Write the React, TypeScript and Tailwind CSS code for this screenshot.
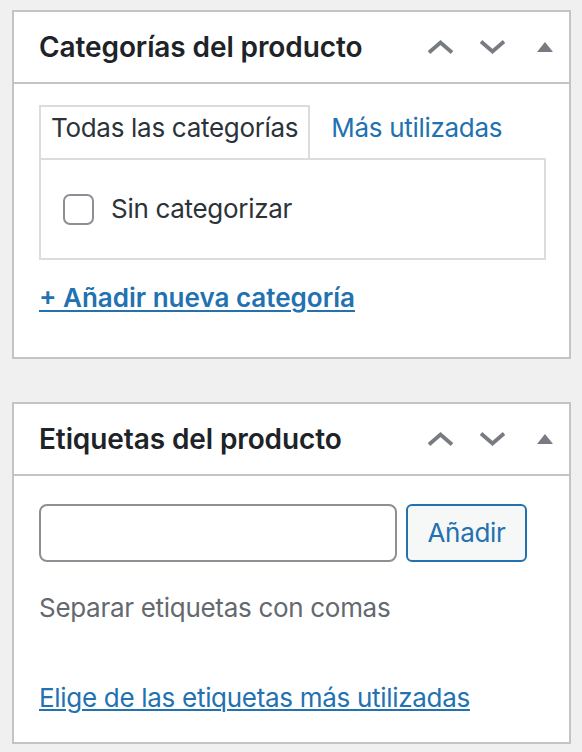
import React from "react";

const ICON = "#787c82";

function ChevronUp() {
  return (
    <svg width="27" height="14" viewBox="0 0 27 14" className="block">
      <polyline points="2,12.5 13.5,2.5 25,12.5" fill="none" stroke={ICON} strokeWidth="3.8" strokeLinejoin="miter" />
    </svg>
  );
}
function ChevronDown() {
  return (
    <svg width="27" height="14" viewBox="0 0 27 14" className="block">
      <polyline points="2,1.5 13.5,11.5 25,1.5" fill="none" stroke={ICON} strokeWidth="3.8" strokeLinejoin="miter" />
    </svg>
  );
}
function Triangle() {
  return (
    <svg width="16" height="10" viewBox="0 0 16 10" className="block">
      <polygon points="0,10 8,0 16,10" fill={ICON} />
    </svg>
  );
}

function Header({ title }: { title: string }) {
  return (
    <div className="flex h-[72px] items-center justify-between border-b-2 border-[#c3c4c7] pl-[25px] pr-[16px]">
      <h2 className="text-[28px] font-semibold leading-[36px] tracking-[-0.1px] text-[#1d2327]">{title}</h2>
      <div className="flex items-center">
        <ChevronUp />
        <div className="ml-[25px]">
          <ChevronDown />
        </div>
        <div className="ml-[31px]">
          <Triangle />
        </div>
      </div>
    </div>
  );
}

export default function App() {
  return (
    <div
      className="min-h-screen bg-[#f0f0f1] pl-[12px] pr-[11px] pt-[10px] pb-[9px]"
      style={{ fontFamily: "Inter, Roboto, 'Liberation Sans', sans-serif" }}
    >
      <div className="border-2 border-[#c3c4c7] bg-white">
        <Header title="Categorías del producto" />
        <div className="pl-[25px] pr-[23px] pt-[21px] pb-[41px]">
          <div className="flex items-start">
            <div className="relative z-10 -mb-[2px] h-[53px] border-2 border-b-0 border-[#dcdcde] bg-white px-[10px] pt-[3px] text-[26px] leading-[36px] tracking-[-0.3px] text-[#2c3338]">
              Todas las categorías
            </div>
            <div className="ml-[9px] h-[53px] border-2 border-transparent px-[10px] pt-[3px] text-[26px] leading-[36px] tracking-[-0.3px] text-[#2271b1]">
              Más utilizadas
            </div>
          </div>
          <div className="flex h-[102px] items-center border-2 border-[#dcdcde] px-[22px]">
            <span className="h-[31px] w-[31px] rounded-[7px] border-2 border-[#8c8f94] bg-white" />
            <span className="ml-[17px] text-[26px] leading-[36px] tracking-[-0.3px] text-[#2c3338]">Sin categorizar</span>
          </div>
          <div className="mt-[20px] text-[26px] leading-[36px]">
            <a href="#" className="font-semibold text-[#2271b1] underline decoration-2 underline-offset-[3px]">
              + Añadir nueva categoría
            </a>
          </div>
        </div>
      </div>

      <div className="mt-[43px] border-2 border-[#c3c4c7] bg-white">
        <Header title="Etiquetas del producto" />
        <div className="pl-[25px] pr-[23px] pt-[28px] pb-[26px]">
          <div className="flex items-center">
            <div className="h-[58px] w-[358px] rounded-[8px] border-2 border-[#8c8f94] bg-white" />
            <button className="ml-[9px] h-[58px] w-[121px] rounded-[6px] border-2 border-[#2271b1] bg-[#f6f7f7] text-[26px] leading-[36px] tracking-[-0.3px] text-[#2271b1]">
              Añadir
            </button>
          </div>
          <p className="mt-[28px] text-[26px] leading-[36px] tracking-[-0.3px] text-[#646970]">Separar etiquetas con comas</p>
          <div className="mt-[54px] text-[26px] leading-[36px] tracking-[-0.3px]">
            <a href="#" className="text-[#2271b1] underline decoration-2 underline-offset-[2px]">
              Elige de las etiquetas más utilizadas
            </a>
          </div>
        </div>
      </div>
    </div>
  );
}
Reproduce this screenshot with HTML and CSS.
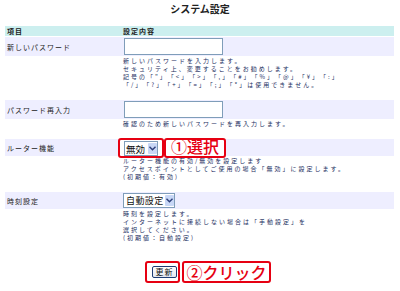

-.-.-

→ What is required: Give every line back word for word and leave the pictures out.

→ Worked answer:
Write the React, TypeScript and Tailwind CSS code for this screenshot.
import React from "react";

const ICON = "#787c82";

function ChevronUp() {
  return (
    <svg width="27" height="14" viewBox="0 0 27 14" className="block">
      <polyline points="2,12.5 13.5,2.5 25,12.5" fill="none" stroke={ICON} strokeWidth="3.8" strokeLinejoin="miter" />
    </svg>
  );
}
function ChevronDown() {
  return (
    <svg width="27" height="14" viewBox="0 0 27 14" className="block">
      <polyline points="2,1.5 13.5,11.5 25,1.5" fill="none" stroke={ICON} strokeWidth="3.8" strokeLinejoin="miter" />
    </svg>
  );
}
function Triangle() {
  return (
    <svg width="16" height="10" viewBox="0 0 16 10" className="block">
      <polygon points="0,10 8,0 16,10" fill={ICON} />
    </svg>
  );
}

function Header({ title }: { title: string }) {
  return (
    <div className="flex h-[72px] items-center justify-between border-b-2 border-[#c3c4c7] pl-[25px] pr-[16px]">
      <h2 className="text-[28px] font-semibold leading-[36px] tracking-[-0.1px] text-[#1d2327]">{title}</h2>
      <div className="flex items-center">
        <ChevronUp />
        <div className="ml-[25px]">
          <ChevronDown />
        </div>
        <div className="ml-[31px]">
          <Triangle />
        </div>
      </div>
    </div>
  );
}

export default function App() {
  return (
    <div
      className="min-h-screen bg-[#f0f0f1] pl-[12px] pr-[11px] pt-[10px] pb-[9px]"
      style={{ fontFamily: "Inter, Roboto, 'Liberation Sans', sans-serif" }}
    >
      <div className="border-2 border-[#c3c4c7] bg-white">
        <Header title="Categorías del producto" />
        <div className="pl-[25px] pr-[23px] pt-[21px] pb-[41px]">
          <div className="flex items-start">
            <div className="relative z-10 -mb-[2px] h-[53px] border-2 border-b-0 border-[#dcdcde] bg-white px-[10px] pt-[3px] text-[26px] leading-[36px] tracking-[-0.3px] text-[#2c3338]">
              Todas las categorías
            </div>
            <div className="ml-[9px] h-[53px] border-2 border-transparent px-[10px] pt-[3px] text-[26px] leading-[36px] tracking-[-0.3px] text-[#2271b1]">
              Más utilizadas
            </div>
          </div>
          <div className="flex h-[102px] items-center border-2 border-[#dcdcde] px-[22px]">
            <span className="h-[31px] w-[31px] rounded-[7px] border-2 border-[#8c8f94] bg-white" />
            <span className="ml-[17px] text-[26px] leading-[36px] tracking-[-0.3px] text-[#2c3338]">Sin categorizar</span>
          </div>
          <div className="mt-[20px] text-[26px] leading-[36px]">
            <a href="#" className="font-semibold text-[#2271b1] underline decoration-2 underline-offset-[3px]">
              + Añadir nueva categoría
            </a>
          </div>
        </div>
      </div>

      <div className="mt-[43px] border-2 border-[#c3c4c7] bg-white">
        <Header title="Etiquetas del producto" />
        <div className="pl-[25px] pr-[23px] pt-[28px] pb-[26px]">
          <div className="flex items-center">
            <div className="h-[58px] w-[358px] rounded-[8px] border-2 border-[#8c8f94] bg-white" />
            <button className="ml-[9px] h-[58px] w-[121px] rounded-[6px] border-2 border-[#2271b1] bg-[#f6f7f7] text-[26px] leading-[36px] tracking-[-0.3px] text-[#2271b1]">
              Añadir
            </button>
          </div>
          <p className="mt-[28px] text-[26px] leading-[36px] tracking-[-0.3px] text-[#646970]">Separar etiquetas con comas</p>
          <div className="mt-[54px] text-[26px] leading-[36px] tracking-[-0.3px]">
            <a href="#" className="text-[#2271b1] underline decoration-2 underline-offset-[2px]">
              Elige de las etiquetas más utilizadas
            </a>
          </div>
        </div>
      </div>
    </div>
  );
}
Reproduce this screenshot with HTML and CSS.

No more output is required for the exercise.